CUMIN PEPPER-RUBBED DENVER STEAK WITH AVOCADO SALSA VERDE

Cumin-Pepper-Rubbed Denver Cut Steak with Avocado Salsa Verde --
30 Minutes or Less
  • Total Recipe Time: 25 to 30 minutes
  • Makes 4 servings

INGREDIENTS

  1. 1 pound beef Denver Steaks, cut 1 inch thick
  2. 2 teaspoons ground cumin
  3. 1 teaspoon garlic-pepper seasoning
  4. 1/2 cup tomatillo salsa
  5. 1 small avocado, diced
  6. 2 tablespoons chopped fresh cilantro
  7. 8 small corn tortillas (6 to 7-inch diameter)
  8. Salt
Toppings:
  1. Chopped onion, chopped fresh cilantro, chopped tomatoes, crumbled queso fresco, lime wedges

INSTRUCTIONS FOR CUMIN PEPPER-RUBBED DENVER STEAK WITH AVOCADO SALSA VERDE

  1. Combine cumin and garlic-pepper seasoning; press evenly onto beef steaks. Place steaks on grid over medium, ash-covered coals.
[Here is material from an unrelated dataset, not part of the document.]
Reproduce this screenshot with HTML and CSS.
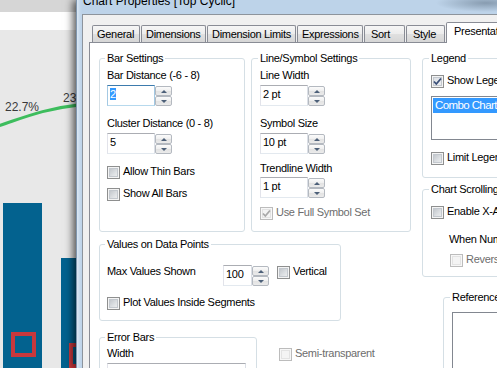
FILE: index.html
```html
<!DOCTYPE html>
<html>
<head>
<meta charset="utf-8">
<title>Chart Properties</title>
<link rel="stylesheet" href="styles.css">
</head>
<body>
<div class="chart">
  <svg width="76" height="368" viewBox="0 0 76 368">
    <rect x="0" y="0" width="76" height="12" fill="#d6d6d6"/>
    <rect x="0" y="12" width="76" height="18" fill="#ffffff"/>
    <rect x="0" y="30" width="76" height="338" fill="#e8e8e8"/>
    <path d="M-2 126 C 20 119, 45 108, 80 105" fill="none" stroke="#3dbd5d" stroke-width="3"/>
    <text x="5" y="111" class="chart-label">22.7%</text>
    <text x="63" y="101.5" class="chart-label">23</text>
    <rect x="3" y="203" width="39" height="165" fill="#03628f"/>
    <rect x="61" y="258" width="30" height="110" fill="#03628f"/>
    <rect x="13" y="334" width="21" height="21" fill="none" stroke="#c9383d" stroke-width="4"/>
    <rect x="71" y="345" width="21" height="21" fill="none" stroke="#c9383d" stroke-width="4"/>
  </svg>
</div>
<div class="dialog">
  <div class="titlebar"><span class="title">Chart Properties [Top Cyclic]</span></div>
  <div class="client">
    <div class="tabs">
      <div class="tab t-general">General</div>
      <div class="tab t-dims">Dimensions</div>
      <div class="tab t-limits">Dimension Limits</div>
      <div class="tab t-expr">Expressions</div>
      <div class="tab t-sort">Sort</div>
      <div class="tab t-style">Style</div>
      <div class="tab selected">Presentation</div>
    </div>
    <div class="panel">
      <div class="col-a">
        <div class="row-top">
          <div class="group g-bar">
            <div class="group-title">Bar Settings</div>
            <div class="label first">Bar Distance (-6 - 8)</div>
            <div class="spin">
              <div class="spin-field focused"><span class="sel">2</span></div>
              <div class="spin-btns"><div class="spin-btn up"></div><div class="spin-btn down"></div></div>
            </div>
            <div class="label next">Cluster Distance (0 - 8)</div>
            <div class="spin">
              <div class="spin-field">5</div>
              <div class="spin-btns"><div class="spin-btn up"></div><div class="spin-btn down"></div></div>
            </div>
            <div class="cb cb-thin"><span class="box"></span>Allow Thin Bars</div>
            <div class="cb cb-all"><span class="box"></span>Show All Bars</div>
          </div>
          <div class="group g-line">
            <div class="group-title">Line/Symbol Settings</div>
            <div class="label first">Line Width</div>
            <div class="spin">
              <div class="spin-field">2 pt</div>
              <div class="spin-btns"><div class="spin-btn up"></div><div class="spin-btn down"></div></div>
            </div>
            <div class="label next">Symbol Size</div>
            <div class="spin">
              <div class="spin-field">10 pt</div>
              <div class="spin-btns"><div class="spin-btn up"></div><div class="spin-btn down"></div></div>
            </div>
            <div class="label trend">Trendline Width</div>
            <div class="spin spin-trend">
              <div class="spin-field">1 pt</div>
              <div class="spin-btns"><div class="spin-btn up"></div><div class="spin-btn down"></div></div>
            </div>
            <div class="cb cb-full disabled"><span class="box"><svg width="11" height="11" viewBox="0 0 11 11"><path d="M2 5.5 L4.3 8 L9 2.5" fill="none" stroke="#a9a9a9" stroke-width="1.8"/></svg></span>Use Full Symbol Set</div>
          </div>
        </div>
        <div class="group g-values">
          <div class="group-title">Values on Data Points</div>
          <div class="values-row">
            <div class="label max-label">Max Values Shown</div>
            <div class="spin">
              <div class="spin-field narrow">100</div>
              <div class="spin-btns"><div class="spin-btn up"></div><div class="spin-btn down"></div></div>
            </div>
            <div class="cb cb-vertical"><span class="box"></span>Vertical</div>
          </div>
          <div class="cb cb-plot"><span class="box"></span>Plot Values Inside Segments</div>
        </div>
        <div class="row-bottom">
          <div class="group g-error">
            <div class="group-title">Error Bars</div>
            <div class="label width-label">Width</div>
            <div class="text-field"></div>
          </div>
          <div class="cb cb-semi disabled"><span class="box"></span>Semi-transparent</div>
        </div>
      </div>
      <div class="col-b">
        <div class="group g-legend">
          <div class="group-title">Legend</div>
          <div class="cb cb-show"><span class="box"><svg width="11" height="11" viewBox="0 0 11 11"><path d="M2 5.5 L4.3 8 L9 2.5" fill="none" stroke="#3a4f78" stroke-width="1.8"/></svg></span>Show Legend</div>
          <div class="listbox"><div class="list-item">Combo Chart</div></div>
          <div class="cb cb-limit"><span class="box"></span>Limit Legend</div>
        </div>
        <div class="group g-scroll">
          <div class="group-title">Chart Scrolling</div>
          <div class="cb cb-enable"><span class="box"></span>Enable X-Axis Scrollbar</div>
          <div class="label when">When Number of Items Exceeds:</div>
          <div class="cb cb-reverse disabled"><span class="box"></span>Reversed</div>
        </div>
        <div class="group g-ref">
          <div class="group-title">Reference Lines</div>
          <div class="ref-list"></div>
        </div>
      </div>
    </div>
  </div>
</div>
</body>
</html>
```

FILE: styles.css
```css
* { box-sizing: border-box; }
html, body { margin: 0; padding: 0; }
body {
  width: 497px;
  height: 368px;
  overflow: hidden;
  display: flex;
  font-family: "Liberation Sans", Arial, sans-serif;
  font-size: 11px;
  letter-spacing: -0.3px;
  color: #000;
  background: #e8e8e8;
}

.chart { width: 76px; flex: none; }
.chart svg { display: block; }
.chart-label { font: 12px "Liberation Sans", Arial, sans-serif; fill: #3a3a3a; letter-spacing: 0; }

.dialog {
  flex: none;
  width: 560px;
  height: 368px;
  display: flex;
  flex-direction: column;
  background: linear-gradient(to right, #7f96ae 0, #7f96ae 1px, #dce8f4 1px, #c4d8ec 4px, #bdd3e9 6px, #bdd3e9 100%);
  box-shadow: -3px 0 8px rgba(0, 0, 0, 0.65);
}

.titlebar {
  height: 14px;
  flex: none;
  padding-left: 7px;
  background: radial-gradient(ellipse 50px 9px at 410px 3px, rgba(70, 88, 106, 0.45), rgba(70, 88, 106, 0));
}
.title {
  display: block;
  margin-top: -7px;
  font-size: 12px;
  line-height: 16px;
  letter-spacing: 0;
  white-space: nowrap;
}

.client {
  flex: 1;
  margin-left: 6px;
  border-left: 1px solid #8d949c;
  border-top: 1px solid #8d949c;
  background: #f0f0f0;
  padding: 7px 0 0 6px;
  display: flex;
  flex-direction: column;
}

.tabs {
  display: flex;
  align-items: flex-end;
  height: 20px;
  flex: none;
  padding-left: 3px;
  gap: 1px;
  position: relative;
  z-index: 1;
}
.tab {
  height: 17px;
  border: 1px solid #898c95;
  border-bottom: none;
  border-radius: 2px 2px 0 0;
  padding: 2px 0 0 4px;
  line-height: 13px;
  white-space: nowrap;
  background: linear-gradient(#f6f6f6, #ececec 50%, #e0e0e0 51%, #d6d6d6);
}
.t-general { width: 48px; }
.t-dims { width: 65px; }
.t-limits { width: 89px; }
.t-expr { width: 66px; }
.t-sort { width: 41px; padding-left: 6px; }
.t-style { width: 39px; padding-left: 6px; }
.tab.selected {
  width: 120px;
  height: 21px;
  margin-bottom: -1px;
  background: #fff;
  padding-left: 7px;
}

.panel {
  flex: 1;
  border: 1px solid #898c95;
  background: #fff;
  padding: 15px 0 0 9px;
  display: flex;
  align-items: flex-start;
}

.col-a { width: 312px; flex: none; display: flex; flex-direction: column; }
.col-b { width: 170px; flex: none; margin-left: 11px; display: flex; flex-direction: column; align-items: flex-start; }

.row-top { display: flex; gap: 6px; }
.row-bottom { display: flex; align-items: flex-start; margin-top: 16px; }

.group {
  border: 1px solid #d5dfe5;
  border-radius: 3px;
  display: flex;
  flex-direction: column;
  align-items: flex-start;
  padding: 0 0 0 7px;
  flex: none;
}
.group-title {
  margin: -7px 0 0 -2px;
  padding: 0 2px;
  background: #fff;
  line-height: 13px;
  white-space: nowrap;
}

.g-bar { width: 146px; height: 174px; }
.g-line { width: 160px; height: 174px; padding-left: 8px; }
.g-values { width: 242px; height: 77px; margin-top: 12px; }
.g-error { width: 158px; height: 60px; }
.g-legend { width: 170px; height: 120px; padding-left: 8px; }
.g-scroll { width: 170px; height: 88px; margin-top: 11px; padding-left: 8px; }
.g-ref { width: 150px; height: 90px; margin-top: 20px; margin-left: 21px; padding-left: 8px; }

.label { line-height: 13px; white-space: nowrap; }
.label.first { margin-top: 4px; }
.label.next { margin-top: 11px; }
.label.trend { margin-top: 8px; }
.label.when { margin-top: 14px; margin-left: 18px; }
.label.width-label { margin-top: 3px; }
.max-label { width: 116px; flex: none; }

.spin { display: flex; height: 21px; margin-top: 3px; flex: none; }
.spin-field {
  width: 48px;
  height: 21px;
  border: 1px solid;
  border-color: #abadb3 #dbdfe6 #e3e9ef #e2e3ea;
  padding: 2px 0 0 2px;
  line-height: 13px;
  white-space: nowrap;
  background: #fff;
}
.spin-field.narrow { width: 29px; }
.spin-field.focused { border-color: #3d7bad #a4c9e3 #b7d9ed #a4c9e3; }
.sel { background: #3399ff; color: #fff; }
.spin-btns {
  width: 17px;
  height: 20px;
  margin-top: 1px;
  display: flex;
  flex-direction: column;
}
.spin-btn {
  height: 10px;
  border: 1px solid #b4b9c0;
  border-radius: 2px;
  background: linear-gradient(#fbfbfb, #efefef 50%, #e2e2e2 51%, #ebebeb);
  display: flex;
  align-items: center;
  justify-content: center;
}
.spin-btn.up::before {
  content: "";
  border-left: 3px solid transparent;
  border-right: 3px solid transparent;
  border-bottom: 3px solid #4d6079;
}
.spin-btn.down::before {
  content: "";
  border-left: 3px solid transparent;
  border-right: 3px solid transparent;
  border-top: 3px solid #4d6079;
}
.values-row { display: flex; align-items: flex-start; margin-top: 14px; }
.values-row .spin { margin-top: 0; }
.spin-trend { margin-top: 2px; }

.cb {
  display: flex;
  align-items: flex-start;
  line-height: 13px;
  white-space: nowrap;
}
.box {
  width: 13px;
  height: 13px;
  margin: 1px 3px 0 0;
  flex: none;
  border: 1px solid #8e8f8f;
  background: linear-gradient(135deg, #b7bcc2 0%, #dfe2e5 60%, #f3f3f3 100%);
  box-shadow: inset 0 0 0 1px #f4f4f4, inset 0 0 0 2px #c3c8ce;
  display: flex;
}
.box svg { display: block; }
.cb.disabled { color: #6d6d6d; }
.cb.disabled .box {
  border-color: #bcbcbc;
  background: #f4f4f4;
  box-shadow: inset 0 0 0 1px #f7f7f7, inset 0 0 0 2px #e3e3e3;
}
.cb-thin { margin-top: 11px; }
.cb-all { margin-top: 8px; }
.cb-full { margin-top: 8px; }
.cb-show { margin-top: 9px; }
.cb-show .box { background: linear-gradient(135deg, #d9dde2 0%, #f1f2f4 100%); }
.cb-limit { margin-top: 11px; }
.cb-enable { margin-top: 9px; }
.cb-reverse { margin-top: 7px; margin-left: 19px; }
.cb-vertical { margin-left: 8px; }
.cb-plot { margin-top: 10px; }
.cb-semi { margin: 10px 0 0 22px; }

.listbox {
  width: 90px;
  height: 44px;
  margin-top: 8px;
  border: 1px solid #828790;
  background: #fff;
  padding: 1px;
}
.list-item {
  height: 15px;
  line-height: 15px;
  padding-left: 2px;
  font-size: 11.5px;
  letter-spacing: -0.6px;
  background: #3399ff;
  color: #fff;
  white-space: nowrap;
}

.text-field {
  width: 139px;
  height: 21px;
  margin-top: 3px;
  border: 1px solid;
  border-color: #abadb3 #dbdfe6 #e3e9ef #e2e3ea;
  background: #fff;
}

.ref-list {
  width: 100px;
  height: 80px;
  margin-top: 8px;
  border: 1px solid #828790;
  background: #fff;
}
```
Grill, covered, 10 to 14 minutes (over medium heat on preheated gas grill, covered, 12 to 17 minutes) for medium rare (145°F) to medium (160°F) doneness, turning occasionally.
  2. Meanwhile, combine salsa, avocado and cilantro in small bowl.
  3. Carve steaks into slices; season with salt, as desired. Top tortillas with equal amounts of beef and avocado salsa. Garnish with Toppings, as desired.